Key donors to quit Ethiopia
2005-12-29 17:15
Addis Ababa - International donors will withdraw $375m in aid to Ethiopia's government after its recent crackdown on the main opposition party and the independent press, said Western diplomats on Thursday.
The money would be reallocated to the United Nations and aid agencies working to combat poverty among the bulk of Ethiopia's estimated 77 million people who lived on less than a dollar a day.
Speaking on condition of anonymity, the diplomats said that some of the money could also finance programmes intended to strengthen democracy.
Main opposition group
Political unrest claimed the lives of at least 46 people in November.
Another 42 died in June in similar protests, which begun after the main opposition parties accused authorities of rigging May 15 polls that returned Prime Minister Meles Zenawi to power.
Thousands of people were detained in the subsequent crackdown. Among those seized were leaders of the main opposition group, editors, journalists, aid workers and human rights activists.

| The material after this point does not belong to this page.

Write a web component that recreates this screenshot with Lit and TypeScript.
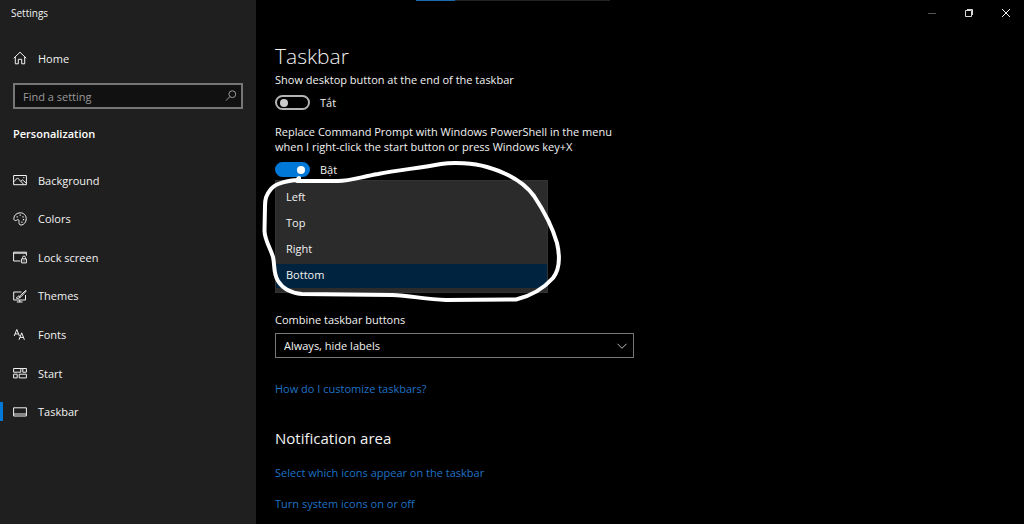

Meles had said the opposition deliberately stirred up the violence in a bid to topple the government.
Development programmes
Ethiopia received about $1.9bn in aid a year - the largest recipient of foreign assistance in Africa.
About $700m was for emergency assistance, while the rest was for development programmes. Aid accounts for up to a third of the government's entire budget.
Britain, Canada, Ireland, Germany, Sweden, the World Bank, European Commission and African Development Bank provided direct budget support.
The diplomats said that they informed Ethiopian officials about two weeks ago that they would freeze aid to the government until the political situation improved.
Britain announced earlier that it planned to freeze $35.4m in new aid to Ethiopia, ranked the seventh poorest country in the world.